If the attempt to restart the failed Broker is successful, then both Active and Standby Brokers maintain the same list of active Managers. The Failover Manager registers the promoted Active Broker with the Active Managers.

Also, if there is a SolutionPack for VMware Smart Assurance that interacts with the Broker, the Failover Manager is not able to update the SolutionPack. The SolutionPack continues to use the restarted Broker.

Host where the Broker is running fails or the Broker cannot be restarted

If the host where the Broker resides is down or the Broker is down, Failover Manager initiates an automatic failover to promote the Standby Broker as Active and attempts to restart the failed Active Broker.

If the attempt to restart the failed Broker is not successful:

  • The newly-promoted Active Broker maintains the list of active Managers. The Failover Manager registers the promoted Active Broker with the Active Managers.

  • User intervention is required to reconfigure the SolutionPack for VMware Smart Assurance with information about the newly-promoted Active Broker on Site B (Standby).

VMware Smart Assurance Manager or Broker is running but is not responding or is intermittently responding

No failover is initiated. The Failover Manager sends an email message to indicate that the VMware Smart Assurance component is not responding.

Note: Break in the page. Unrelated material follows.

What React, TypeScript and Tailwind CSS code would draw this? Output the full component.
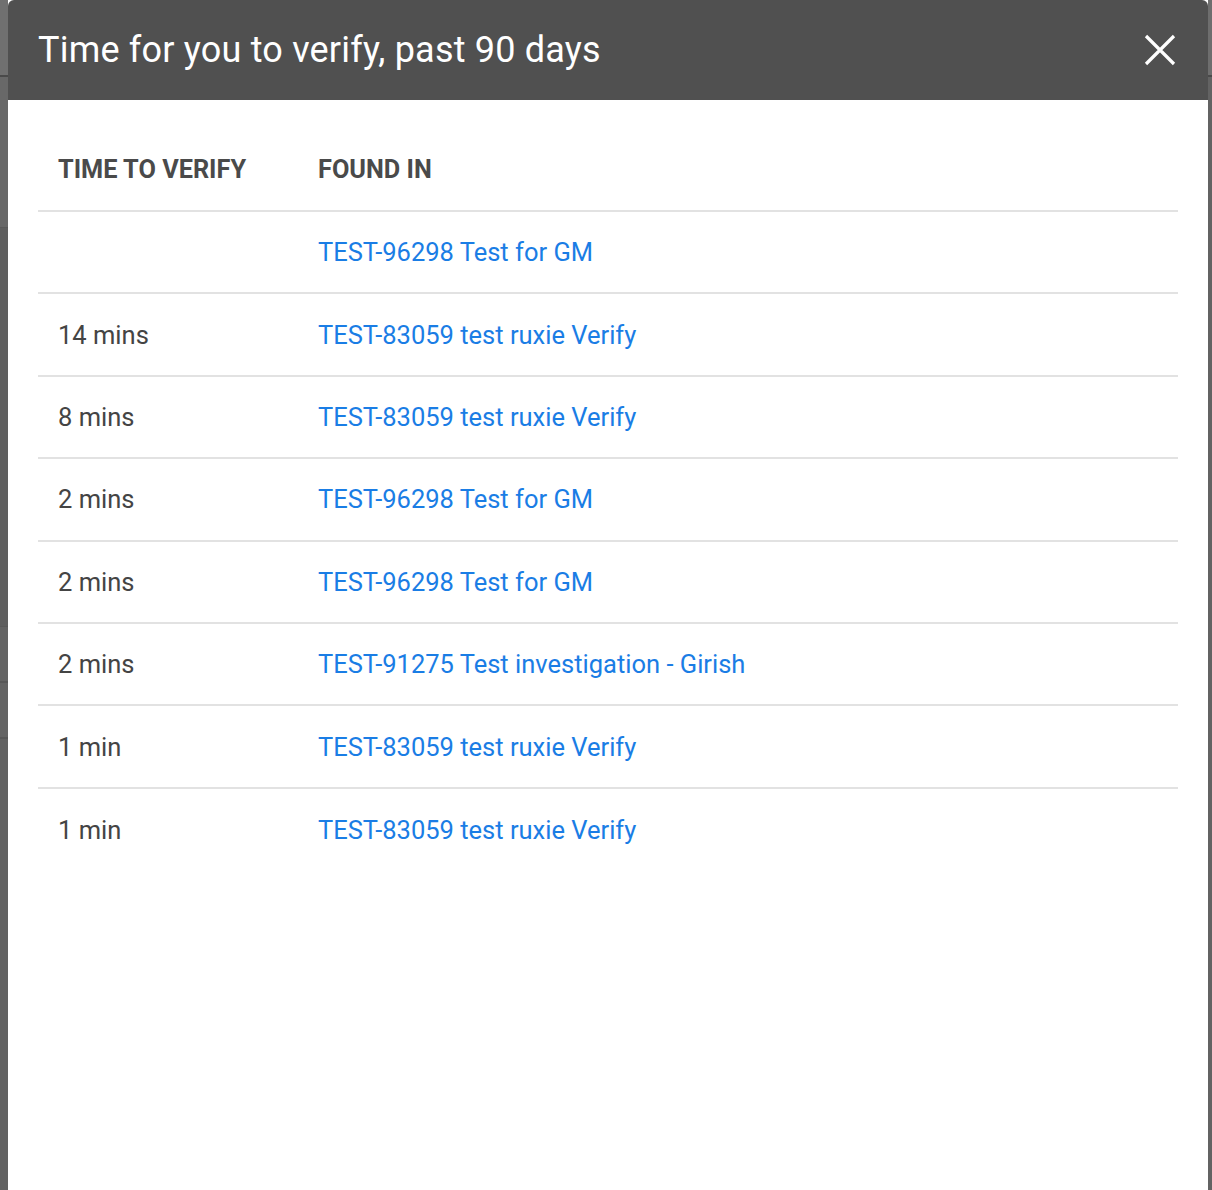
import React from 'react';

const rows = [
  { time: '', link: 'TEST-96298 Test for GM' },
  { time: '14 mins', link: 'TEST-83059 test ruxie Verify' },
  { time: '8 mins', link: 'TEST-83059 test ruxie Verify' },
  { time: '2 mins', link: 'TEST-96298 Test for GM' },
  { time: '2 mins', link: 'TEST-96298 Test for GM' },
  { time: '2 mins', link: 'TEST-91275 Test investigation - Girish' },
  { time: '1 min', link: 'TEST-83059 test ruxie Verify' },
  { time: '1 min', link: 'TEST-83059 test ruxie Verify' },
];

const App = () => {
  return (
    <div className="flex h-[1190px] w-[1212px] overflow-hidden bg-[#676767] font-['Roboto',sans-serif]">
      {/* dimmed page behind the dialog */}
      <div className="flex w-[8px] shrink-0 flex-col">
        <div className="h-[77px] border-b-2 border-[#4a4a4a] bg-[#707070]" />
        <div className="h-[150px] bg-[#686868]" />
        <div className="h-[400px] border-y border-[#5a5a5a] bg-[#5f5f5f]" />
        <div className="h-[56px] border-b-2 border-[#585858] bg-[#646464]" />
        <div className="h-[56px] border-b-2 border-[#585858] bg-[#646464]" />
        <div className="flex-1 bg-[#626262]" />
      </div>

      <div className="flex w-[1200px] shrink-0 flex-col bg-white">
        <div className="flex h-[100px] items-center justify-between rounded-t-[6px] bg-[#505050] pl-[30px] pr-[30px]">
          <h1 className="text-[36px] font-normal leading-none tracking-[0.2px] text-white">
            Time for you to verify, past 90 days
          </h1>
          <button className="flex h-[36px] w-[36px] items-center justify-center" aria-label="Close">
            <svg width="32" height="32" viewBox="0 0 32 32">
              <path d="M2 2 L30 30 M30 2 L2 30" stroke="white" strokeWidth="3.2" />
            </svg>
          </button>
        </div>

        <div className="flex-1 px-[30px]">
          <div className="flex border-b-2 border-[#e2e2e2] pb-[26px] pt-[56px] text-[25.3px] font-bold leading-[28px] text-[#4a4a4a]">
            <div className="w-[260px] pl-[20px]">TIME TO VERIFY</div>
            <div className="pl-[20px]">FOUND IN</div>
          </div>
          {rows.map((row, i) => (
            <div
              key={i}
              className={
                'flex h-[82.4px] items-center text-[25.5px] leading-[28px] ' +
                (i < rows.length - 1 ? 'border-b-2 border-[#e2e2e2]' : '')
              }
            >
              <div className="w-[260px] pl-[20px] text-[#444444]">{row.time}</div>
              <a href="#" className="pl-[20px] text-[#1a7de5]">
                {row.link}
              </a>
            </div>
          ))}
        </div>
      </div>

      <div className="flex w-[4px] shrink-0 flex-col">
        <div className="h-[77px] border-b-2 border-[#4a4a4a] bg-[#6e6e6e]" />
        <div className="flex-1 bg-[#636363]" />
      </div>
    </div>
  );
};

export default App;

Intermittent network communication failure with the host where a VMware Smart Assurance component is running

No failover is initiated. The Failover Manager attempts to send an email message to indicate this issue.

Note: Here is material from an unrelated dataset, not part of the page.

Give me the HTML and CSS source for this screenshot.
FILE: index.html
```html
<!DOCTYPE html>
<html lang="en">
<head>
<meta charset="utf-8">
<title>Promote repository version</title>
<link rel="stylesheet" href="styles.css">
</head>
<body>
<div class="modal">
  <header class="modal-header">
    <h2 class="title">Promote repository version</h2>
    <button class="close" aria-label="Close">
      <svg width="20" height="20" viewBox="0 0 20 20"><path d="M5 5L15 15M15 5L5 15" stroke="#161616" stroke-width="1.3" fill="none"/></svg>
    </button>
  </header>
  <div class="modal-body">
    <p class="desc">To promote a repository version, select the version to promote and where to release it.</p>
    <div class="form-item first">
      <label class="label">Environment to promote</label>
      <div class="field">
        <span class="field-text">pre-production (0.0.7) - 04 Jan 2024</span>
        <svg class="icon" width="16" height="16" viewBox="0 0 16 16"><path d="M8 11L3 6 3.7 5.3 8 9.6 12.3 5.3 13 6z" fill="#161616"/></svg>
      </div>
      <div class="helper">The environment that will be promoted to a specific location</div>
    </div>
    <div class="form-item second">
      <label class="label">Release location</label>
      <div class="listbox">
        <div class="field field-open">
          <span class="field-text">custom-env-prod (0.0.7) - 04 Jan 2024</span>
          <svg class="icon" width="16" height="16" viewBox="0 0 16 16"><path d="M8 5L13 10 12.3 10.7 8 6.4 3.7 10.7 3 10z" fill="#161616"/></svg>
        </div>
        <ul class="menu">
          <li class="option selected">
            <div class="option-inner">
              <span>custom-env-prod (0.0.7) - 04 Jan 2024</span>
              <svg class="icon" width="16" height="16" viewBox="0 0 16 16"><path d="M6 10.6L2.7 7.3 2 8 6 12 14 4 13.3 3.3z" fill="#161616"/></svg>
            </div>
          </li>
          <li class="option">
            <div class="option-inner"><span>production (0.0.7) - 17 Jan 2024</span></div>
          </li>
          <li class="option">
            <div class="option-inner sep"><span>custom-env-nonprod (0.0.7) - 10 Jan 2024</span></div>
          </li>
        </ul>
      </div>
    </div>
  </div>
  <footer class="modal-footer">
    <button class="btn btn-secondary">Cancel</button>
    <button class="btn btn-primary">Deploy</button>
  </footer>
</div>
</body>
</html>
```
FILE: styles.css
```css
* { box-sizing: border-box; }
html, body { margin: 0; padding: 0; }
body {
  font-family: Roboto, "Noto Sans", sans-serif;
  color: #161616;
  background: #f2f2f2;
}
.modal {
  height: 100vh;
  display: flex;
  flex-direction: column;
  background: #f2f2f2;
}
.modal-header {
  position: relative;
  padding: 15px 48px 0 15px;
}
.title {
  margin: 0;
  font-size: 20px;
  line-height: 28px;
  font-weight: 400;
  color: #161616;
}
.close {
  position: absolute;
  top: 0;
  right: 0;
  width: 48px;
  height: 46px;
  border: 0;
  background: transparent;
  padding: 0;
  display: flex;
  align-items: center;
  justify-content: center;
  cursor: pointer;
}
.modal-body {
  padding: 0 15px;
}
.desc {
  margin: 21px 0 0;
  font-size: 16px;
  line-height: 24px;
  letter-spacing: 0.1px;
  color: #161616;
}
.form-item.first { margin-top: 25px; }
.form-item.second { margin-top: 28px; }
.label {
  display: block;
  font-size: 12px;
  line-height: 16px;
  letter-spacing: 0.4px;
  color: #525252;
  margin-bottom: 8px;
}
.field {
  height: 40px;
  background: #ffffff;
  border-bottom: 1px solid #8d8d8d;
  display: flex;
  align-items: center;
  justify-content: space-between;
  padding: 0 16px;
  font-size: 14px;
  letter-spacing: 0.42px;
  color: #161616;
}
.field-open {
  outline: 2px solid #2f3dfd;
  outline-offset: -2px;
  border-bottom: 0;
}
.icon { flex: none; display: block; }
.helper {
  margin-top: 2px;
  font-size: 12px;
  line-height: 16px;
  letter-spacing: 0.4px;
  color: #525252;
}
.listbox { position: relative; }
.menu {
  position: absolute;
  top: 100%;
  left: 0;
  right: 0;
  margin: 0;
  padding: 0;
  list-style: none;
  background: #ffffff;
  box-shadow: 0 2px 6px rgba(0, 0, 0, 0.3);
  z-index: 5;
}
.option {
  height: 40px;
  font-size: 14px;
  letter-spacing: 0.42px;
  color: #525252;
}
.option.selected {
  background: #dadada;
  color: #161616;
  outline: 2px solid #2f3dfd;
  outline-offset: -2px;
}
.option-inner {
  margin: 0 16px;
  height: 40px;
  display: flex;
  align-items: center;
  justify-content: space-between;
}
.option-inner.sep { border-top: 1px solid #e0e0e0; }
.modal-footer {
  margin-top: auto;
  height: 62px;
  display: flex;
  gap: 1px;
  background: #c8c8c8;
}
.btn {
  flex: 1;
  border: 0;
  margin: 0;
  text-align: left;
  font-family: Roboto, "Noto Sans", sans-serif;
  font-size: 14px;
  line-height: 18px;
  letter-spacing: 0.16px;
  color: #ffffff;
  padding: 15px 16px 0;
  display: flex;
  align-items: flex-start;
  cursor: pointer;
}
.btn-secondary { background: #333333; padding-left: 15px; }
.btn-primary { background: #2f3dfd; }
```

Communication between the Active and Standby location is lost

No failover is initiated. The Failover Manager attempts to send an email message to indicate this issue.

VMware Smart Assurance Trap Exploder stops

Failover Manager restarts the Trap Exploder. If the two attempts fail, the Failover Manager proceeds to fail over to the Standby Trap Exploder. The Failover Manager registers the Standby Trap Exploder with the Broker and un-suspends trap forwarding in it and changes its role to Active.

Chapter 10, “Trap Exploder Failover,” provides more information.

The site fails (all components in Location A fail)

Failover Manager switches the components, including the Broker, to the Standby location.

In the case of a failover:

  • If a failover is initiated, Failover Manager checks the state of the corresponding Standby component prior to the failover completion. If, for any reason, the Standby component is not operational, failover is not performed.

    If the Standby component is operational, the failover continues. When the failover is completed, the Failover Manager automatically changes the configuration of the solution so that the corresponding Standby component becomes the new Active component. The Broker registration is changed to list the location of the new Active component.

    If the Failover Manager cannot reach the Broker or the Broker is down at the time of an VMware Smart Assurance Manager failover, the VMware Smart Assurance Manager failover is not initiated. Instead, the Failover Manager performs a Broker failover. Once the Broker failover is completed, Failover Manager continues with the VMware Smart Assurance Manager failover.

    All clients, including Global Consoles and other VMware Smart Assurance components, automatically reconnect to the new Active component. If you open another Global Console, the new console connection needs to be established. To do so, specify the new Active Broker value in the Attach Manager dialog box.

    When the failed component is restarted, it automatically resumes the Standby role. Also, in the case of SAM and Adapter Platform, it is automatically configured to listen to the Active component.

  • If the Failover Manager fails, no failover is initiated.

    If the Failover Manager monitoring process exits for some reason, you are notified and you must restart Failover Manager manually.

  • If a network component fails and causes the failure of multiple VMware Smart Assurance components, all affected VMware Smart Assurance components are switched to the Standby, provided that communications between locations to the Failover Manager and to the Broker are operating correctly.

  • The Failover Manager generates email to notify administrators of a failure situation.

  • The Failover Manager periodically synchronizes configuration files from an Active component to the Standby counterpart. Passwordless communication is required for this automatic action. “Set up passwordless communication between Active and Standby hosts” on page 20 provides instructions for configuring passwordless communication and the SSH connection.

    Additionally:

  • In a warm failover for IP Manager, MPLS, Server Manager, NPM, and VoIP Availability Manager, only the Active Domain Manager monitors the network.

  • Host configurations for Active and Standby VMware Smart Assurance components have to be the same. This is necessary because the roles of Active and Standby components will switch from one host to another when a failover occurs.